Dan opini itu sendiri bisa menyebabkan kaum awam meremehkan kitab-kitab madzhab beserta para ulamanya, sebagaimana dilansir hidayatullah.com (13/05/2012).
    Memprihatikan: Kitab-kitab madzhab Maliki yang dibakar
Memprihatikan: Kitab-kitab madzhab Maliki yang dibakar
Demikian juga hakikat fiqih madzhab, tidak perlu dipertentangkan dengan sumbernya yakni As Sunnah, karena As Sunnah merupakan sumber dari fiqih madzhab para ulama muktabar. Karena ushul madzhab Maliki sendiri menegaskan posisi As Sunnah sebagai sumber dalam pengambilan hukum.
Ibnu Rusyd ulama besar Malikiyah menyebutkan bahwa Syariat diambil dari 4 dasar, Al-Qur`an kemudian As Sunnah, ijma’ serta qiyas. (lihat, Muqaddimat, 1/26-27)
Tidak adanya dalil dalam sejumlah kitab Imam Malik dan Madzhab Maliki bukan karena tidak memiliki dalil, tapi karena metode pembukuan yang ditempuh, yakni metode tajrid (pengosongan dari dalil) itu dianut oleh sebagian ulama Malikiyah karena beberapa faktor. Pertama, karakter Imam Malik yang amat ketat dalam periwayatan hadits, dan kehati-hatian beliau dalam berfatwa serta kewibawaan beliau. Sifat-sifat Imam Malik itu menjadikan murid-murid beliau memandang ketsiqahan Imam Malik, hingga mereka menerima fatwa-fatwa Imam Malik dan tidak perlu lagi mempertanyakan dalil.
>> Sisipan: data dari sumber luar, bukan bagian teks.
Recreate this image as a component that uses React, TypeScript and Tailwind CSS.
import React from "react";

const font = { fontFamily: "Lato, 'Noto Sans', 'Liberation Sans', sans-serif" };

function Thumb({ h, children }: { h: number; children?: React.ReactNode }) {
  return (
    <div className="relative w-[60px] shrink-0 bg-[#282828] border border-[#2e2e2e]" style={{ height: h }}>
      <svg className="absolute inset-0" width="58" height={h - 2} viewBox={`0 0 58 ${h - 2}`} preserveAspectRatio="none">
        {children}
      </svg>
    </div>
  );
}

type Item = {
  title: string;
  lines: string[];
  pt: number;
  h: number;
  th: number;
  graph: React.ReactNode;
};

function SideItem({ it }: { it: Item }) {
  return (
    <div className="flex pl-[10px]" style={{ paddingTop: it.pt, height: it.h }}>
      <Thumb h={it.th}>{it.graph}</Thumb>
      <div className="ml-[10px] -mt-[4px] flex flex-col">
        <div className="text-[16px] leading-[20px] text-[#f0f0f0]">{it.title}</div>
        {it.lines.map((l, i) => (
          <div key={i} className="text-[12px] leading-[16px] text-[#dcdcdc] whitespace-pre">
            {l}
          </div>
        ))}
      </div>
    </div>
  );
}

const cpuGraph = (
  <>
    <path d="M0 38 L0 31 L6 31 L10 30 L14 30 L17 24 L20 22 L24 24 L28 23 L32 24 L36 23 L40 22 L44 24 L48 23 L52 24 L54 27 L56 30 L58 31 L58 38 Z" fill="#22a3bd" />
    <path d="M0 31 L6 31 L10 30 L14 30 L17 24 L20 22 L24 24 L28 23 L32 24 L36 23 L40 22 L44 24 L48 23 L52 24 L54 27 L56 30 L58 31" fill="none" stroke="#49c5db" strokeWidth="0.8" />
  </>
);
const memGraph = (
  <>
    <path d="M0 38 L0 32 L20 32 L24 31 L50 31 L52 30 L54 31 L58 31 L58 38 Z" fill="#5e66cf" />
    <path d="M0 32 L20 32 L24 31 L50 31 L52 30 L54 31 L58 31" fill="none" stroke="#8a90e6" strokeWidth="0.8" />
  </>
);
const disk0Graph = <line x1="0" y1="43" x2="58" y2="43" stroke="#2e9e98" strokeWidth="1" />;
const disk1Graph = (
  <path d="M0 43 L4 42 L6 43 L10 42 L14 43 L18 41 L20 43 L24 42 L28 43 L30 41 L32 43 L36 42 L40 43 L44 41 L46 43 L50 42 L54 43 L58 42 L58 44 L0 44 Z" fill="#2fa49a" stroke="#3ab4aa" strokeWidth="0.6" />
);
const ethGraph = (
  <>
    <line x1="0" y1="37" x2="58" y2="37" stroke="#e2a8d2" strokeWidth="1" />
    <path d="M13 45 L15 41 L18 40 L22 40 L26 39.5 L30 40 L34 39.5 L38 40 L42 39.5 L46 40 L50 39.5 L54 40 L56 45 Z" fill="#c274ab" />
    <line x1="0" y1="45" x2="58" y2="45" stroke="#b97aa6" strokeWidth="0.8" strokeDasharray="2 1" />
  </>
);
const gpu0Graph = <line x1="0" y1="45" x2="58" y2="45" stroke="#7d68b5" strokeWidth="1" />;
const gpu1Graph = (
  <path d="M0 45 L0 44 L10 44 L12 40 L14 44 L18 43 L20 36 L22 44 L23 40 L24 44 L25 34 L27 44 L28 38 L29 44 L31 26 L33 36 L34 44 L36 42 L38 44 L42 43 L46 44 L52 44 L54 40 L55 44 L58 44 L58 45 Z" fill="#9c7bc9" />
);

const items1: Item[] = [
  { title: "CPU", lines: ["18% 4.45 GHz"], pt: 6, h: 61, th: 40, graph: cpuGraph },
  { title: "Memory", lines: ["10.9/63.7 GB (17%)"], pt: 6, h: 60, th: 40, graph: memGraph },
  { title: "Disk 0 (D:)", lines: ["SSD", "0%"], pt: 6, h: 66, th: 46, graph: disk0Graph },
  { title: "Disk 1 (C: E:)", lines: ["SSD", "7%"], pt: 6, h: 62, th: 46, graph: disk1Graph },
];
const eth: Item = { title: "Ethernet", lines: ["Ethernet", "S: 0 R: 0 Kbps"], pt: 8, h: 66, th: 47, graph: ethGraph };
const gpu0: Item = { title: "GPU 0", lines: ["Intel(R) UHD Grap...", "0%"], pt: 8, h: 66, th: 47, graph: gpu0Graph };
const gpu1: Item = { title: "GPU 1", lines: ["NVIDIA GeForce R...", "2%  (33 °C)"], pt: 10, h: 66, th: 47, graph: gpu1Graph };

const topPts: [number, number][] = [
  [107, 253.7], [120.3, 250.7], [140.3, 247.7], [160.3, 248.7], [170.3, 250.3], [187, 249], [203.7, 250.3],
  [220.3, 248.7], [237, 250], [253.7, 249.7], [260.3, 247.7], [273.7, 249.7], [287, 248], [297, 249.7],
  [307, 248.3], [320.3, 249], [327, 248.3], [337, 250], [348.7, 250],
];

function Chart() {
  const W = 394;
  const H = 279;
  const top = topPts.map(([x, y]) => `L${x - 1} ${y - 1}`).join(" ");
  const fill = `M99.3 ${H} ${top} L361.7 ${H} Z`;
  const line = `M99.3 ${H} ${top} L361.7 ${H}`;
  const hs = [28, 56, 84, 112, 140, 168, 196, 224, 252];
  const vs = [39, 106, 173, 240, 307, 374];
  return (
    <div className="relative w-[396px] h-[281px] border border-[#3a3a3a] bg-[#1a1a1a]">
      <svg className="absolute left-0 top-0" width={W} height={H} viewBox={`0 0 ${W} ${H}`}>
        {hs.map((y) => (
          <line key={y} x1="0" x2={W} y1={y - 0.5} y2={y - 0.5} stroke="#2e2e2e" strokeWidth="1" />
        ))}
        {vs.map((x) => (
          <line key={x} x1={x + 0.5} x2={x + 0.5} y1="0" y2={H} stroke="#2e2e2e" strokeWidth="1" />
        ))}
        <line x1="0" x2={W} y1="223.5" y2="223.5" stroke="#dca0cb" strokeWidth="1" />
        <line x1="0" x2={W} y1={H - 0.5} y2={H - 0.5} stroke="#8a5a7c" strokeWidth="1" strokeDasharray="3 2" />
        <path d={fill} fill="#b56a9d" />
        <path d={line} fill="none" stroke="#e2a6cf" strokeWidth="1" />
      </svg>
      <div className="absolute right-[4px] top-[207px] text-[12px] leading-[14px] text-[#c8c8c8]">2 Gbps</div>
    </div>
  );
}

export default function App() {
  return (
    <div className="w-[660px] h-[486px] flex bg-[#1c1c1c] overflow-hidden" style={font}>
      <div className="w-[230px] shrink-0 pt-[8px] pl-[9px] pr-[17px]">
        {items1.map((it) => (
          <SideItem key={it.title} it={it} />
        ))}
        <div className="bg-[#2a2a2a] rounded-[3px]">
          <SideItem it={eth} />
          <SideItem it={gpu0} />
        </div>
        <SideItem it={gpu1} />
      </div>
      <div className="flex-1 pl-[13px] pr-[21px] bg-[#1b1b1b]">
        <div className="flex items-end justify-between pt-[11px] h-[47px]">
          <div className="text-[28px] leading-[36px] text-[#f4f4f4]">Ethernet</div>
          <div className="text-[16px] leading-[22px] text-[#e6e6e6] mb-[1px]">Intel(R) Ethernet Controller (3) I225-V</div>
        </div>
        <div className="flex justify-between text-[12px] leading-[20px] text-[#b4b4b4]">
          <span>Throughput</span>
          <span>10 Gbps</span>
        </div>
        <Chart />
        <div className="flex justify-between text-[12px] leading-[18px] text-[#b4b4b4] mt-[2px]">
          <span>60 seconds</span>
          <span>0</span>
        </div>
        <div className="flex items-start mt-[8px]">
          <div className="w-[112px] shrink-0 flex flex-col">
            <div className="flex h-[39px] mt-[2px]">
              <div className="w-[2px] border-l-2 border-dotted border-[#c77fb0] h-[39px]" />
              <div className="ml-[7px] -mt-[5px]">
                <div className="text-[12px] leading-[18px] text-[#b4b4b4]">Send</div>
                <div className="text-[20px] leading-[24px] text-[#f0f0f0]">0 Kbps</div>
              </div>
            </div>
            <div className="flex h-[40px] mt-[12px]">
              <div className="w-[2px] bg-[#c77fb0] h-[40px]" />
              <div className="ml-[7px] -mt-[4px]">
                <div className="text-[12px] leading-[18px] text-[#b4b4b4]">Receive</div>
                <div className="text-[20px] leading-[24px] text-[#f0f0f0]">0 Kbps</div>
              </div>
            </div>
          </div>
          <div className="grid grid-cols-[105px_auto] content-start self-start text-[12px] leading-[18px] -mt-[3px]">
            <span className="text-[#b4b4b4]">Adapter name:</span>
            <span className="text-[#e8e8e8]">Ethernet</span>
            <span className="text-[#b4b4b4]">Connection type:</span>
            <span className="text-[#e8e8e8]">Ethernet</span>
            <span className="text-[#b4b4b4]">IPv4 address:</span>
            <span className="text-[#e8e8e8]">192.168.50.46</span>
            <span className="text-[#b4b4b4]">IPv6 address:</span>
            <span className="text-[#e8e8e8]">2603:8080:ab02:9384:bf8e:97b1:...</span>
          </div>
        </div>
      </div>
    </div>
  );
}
Faktor kedua, kembali kapada metode Imam Malik dalam menyampaikan ilmu dimana beliau membagi majelis menjadi dua, pertama untuk periwatan hadits yang kedua membahas khusus masalah fatwa. Untuk Majelis hadits Imam Malik tidak menghadiri kecuali dengan mandi dan memakai wangi-wangian dengan pakaian bagus dalam rangka mengagungkan hadits Rasulullah Shallallahu Alaihi Wasallam. Sedangkan untuk menyampaikan fatwa beliau keluar dengan penampilan apa adanya (Al Madarik, 2/14-15). Dari hal itu bisa disimpulkan bahwa Imam Malik dalam menyampaikan fatwa tidak menyertakan dalil dari hadits Rasulullah Shallallahu Alahi Wasallam, karena jika beliau menyampaikan hadits maka beliau pun bersuci dan memakai wangi-wangian serta pakaian bagus, namun beliau dalam hal ini tidak melakukannya.
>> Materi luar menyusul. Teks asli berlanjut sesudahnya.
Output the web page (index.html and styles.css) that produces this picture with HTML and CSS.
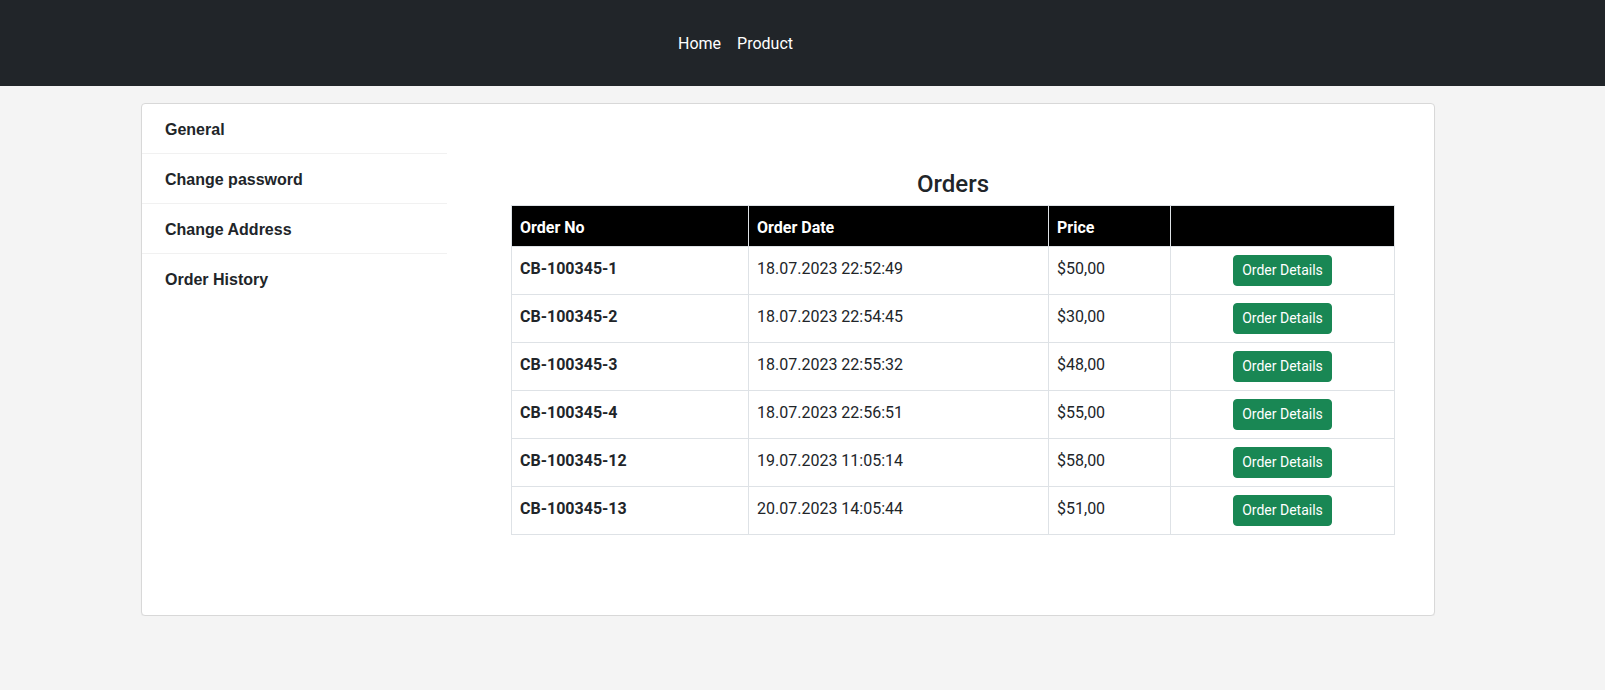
FILE: index.html
```html
<!DOCTYPE html>
<html lang="en">
<head>
<meta charset="utf-8">
<title>Orders</title>
<link rel="stylesheet" href="styles.css">
</head>
<body>
<nav class="navbar">
  <ul class="nav-links">
    <li><a href="#" class="nav-link">Home</a></li>
    <li><a href="#" class="nav-link">Product</a></li>
  </ul>
</nav>
<div class="card">
  <aside class="sidebar">
    <a href="#" class="side-item">General</a>
    <a href="#" class="side-item">Change password</a>
    <a href="#" class="side-item">Change Address</a>
    <a href="#" class="side-item last">Order History</a>
  </aside>
  <main class="main">
    <h4 class="title">Orders</h4>
    <table class="orders">
      <colgroup>
        <col class="c1"><col class="c2"><col class="c3"><col class="c4">
      </colgroup>
      <thead>
        <tr><th>Order No</th><th>Order Date</th><th>Price</th><th></th></tr>
      </thead>
      <tbody>
        <tr><th class="no">CB-100345-1</th><td>18.07.2023 22:52:49</td><td>$50,00</td><td class="act"><button class="btn">Order Details</button></td></tr>
        <tr><th class="no">CB-100345-2</th><td>18.07.2023 22:54:45</td><td>$30,00</td><td class="act"><button class="btn">Order Details</button></td></tr>
        <tr><th class="no">CB-100345-3</th><td>18.07.2023 22:55:32</td><td>$48,00</td><td class="act"><button class="btn">Order Details</button></td></tr>
        <tr><th class="no">CB-100345-4</th><td>18.07.2023 22:56:51</td><td>$55,00</td><td class="act"><button class="btn">Order Details</button></td></tr>
        <tr><th class="no">CB-100345-12</th><td>19.07.2023 11:05:14</td><td>$58,00</td><td class="act"><button class="btn">Order Details</button></td></tr>
        <tr><th class="no">CB-100345-13</th><td>20.07.2023 14:05:44</td><td>$51,00</td><td class="act"><button class="btn">Order Details</button></td></tr>
      </tbody>
    </table>
  </main>
</div>
</body>
</html>
```
FILE: styles.css
```css
* { box-sizing: border-box; }
body {
  margin: 0;
  background: #f4f4f4;
  font-family: Roboto, "Noto Sans", sans-serif;
  font-size: 16px;
  color: #212529;
}
.navbar {
  height: 86px;
  background: #212529;
  display: flex;
  align-items: center;
}
.nav-links {
  list-style: none;
  margin: 0 0 0 670px;
  padding: 2px 0 0;
  display: flex;
}
.nav-link {
  display: block;
  padding: 0 8px;
  color: #ffffff;
  text-decoration: none;
  font-size: 16px;
  line-height: 24px;
}
.card {
  width: 1294px;
  margin: 17px 0 0 141px;
  background: #ffffff;
  border: 1px solid #d8d8d8;
  border-radius: 4px;
  box-shadow: 0 1px 1px rgba(0,0,0,0.04);
  display: flex;
}
.sidebar {
  width: 305px;
  flex: none;
  display: flex;
  flex-direction: column;
}
.side-item {
  display: block;
  padding: 17px 0 14px 23px;
  line-height: 18px;
  font-family: "Liberation Sans", Arial, sans-serif;
  font-weight: bold;
  font-size: 16px;
  color: #212529;
  text-decoration: none;
  border-bottom: 1px solid #f1f1f1;
}
.side-item.last { border-bottom: none; }
.main {
  flex: 1;
  padding: 66px 40px 80px 64px;
}
.title {
  margin: 0 0 6px;
  text-align: center;
  font-size: 24px;
  font-weight: 500;
  line-height: 29px;
  color: #212529;
}
.orders {
  width: 883px;
  table-layout: fixed;
  border-collapse: collapse;
  border: 1px solid #dee2e6;
}
.c1 { width: 237px; }
.c2 { width: 300px; }
.c3 { width: 122px; }
.c4 { width: 224px; }
.orders th, .orders td {
  border: 1px solid #dee2e6;
  padding: 10px 8px 6px;
  line-height: 24px;
  text-align: left;
  vertical-align: top;
  font-size: 16px;
}
.orders thead th {
  background: #000000;
  color: #ffffff;
  font-weight: bold;
}
.orders td { font-weight: normal; color: #212529; }
.orders .no { font-weight: bold; color: #212529; }
.orders .act {
  text-align: center;
  padding: 8px;
}
.btn {
  display: inline-block;
  vertical-align: top;
  height: 31px;
  padding: 4px 8px;
  font-family: Roboto, "Noto Sans", sans-serif;
  font-size: 14px;
  line-height: 21px;
  color: #ffffff;
  background: #198754;
  border: 1px solid #198754;
  border-radius: 4px;
  cursor: pointer;
}
```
Dampaknya, kitab-kitab yang membukukan pendapat dan fatwa Imam Malik semisal Al Mudawwanah, yang merupakan Al Umm-nya madzhab Maliki, baik yang disusun oleh Imam As Suhnun atau Asad tidak banyak menyebutkan dalil. Dan metode tajrid ini yang memperngaruhi penulisan kitab-kitab Malilkiyah selanjutnya.
Metode Ta’shil
Namun meski demikian, bukan berarti semua kitb Madzhab Maliki tidak berdalil, banyak pula para ulama menyebutkan dalil dalam kitab mereka yang disebut sebagai metode ta’shil, yakni mengembalikan seluruh masalah kepada asalnya alias dalilnya. Ini yang banyak ditempuh oleh para ulama Maliki di Iraq, karena di wilayah itu ramai dengan perdebatan dan situasi demikian menjadikan mereka perlu untuk menunjukkan dalil. Jika para ulama yang menempuh metode tajrid (pengosongdan dalil) merujuk kepada kitab-kitab fatwa dan pendapat Imam Malik yang dibukukan oleh para murid beliau semisal Al Mudawwah, maka para ulama yang menempuh metode ta’shil (pengembalian masalah kepada dalil) merujuk kepada Al Muwaththa’ Imam Malik.
Al Muwaththa’ Sebagai Dasar Madzhab Maliki
Al Muwaththa’ sendiri yang disebut sejumlah ulama sebagai kitab hadits shahih yang paling awal (lihat, Risalah Al Mustatharrifah, hal. 6), merupakan hasil dari jerih payah Imam Malik yang menjadi panutan ulama madzhab Malikiyah. Dan Al Muwaththa’ disamping berisi hadits-hadits namun berisi ijtihad ulama Ahlul Madinah juga ijtihad Imam Malik sendiri. Imam Malik menyampaikan mengenai Al Muwaththa`, ”Di dalamnya mengandung hadits Rasulullah Shallallahu Alaihi Wasallam , perkataan sahabat dan tabi’in dan pendapatku dan aku kadang menyatakan dengan pendapatku dan ijtihadku dan atas apa yang aku ketahui dari ahlul ilmi negeri kami (Madinah) dan aku tidak keluar dari mereka.” (Al Madarik, 2/73)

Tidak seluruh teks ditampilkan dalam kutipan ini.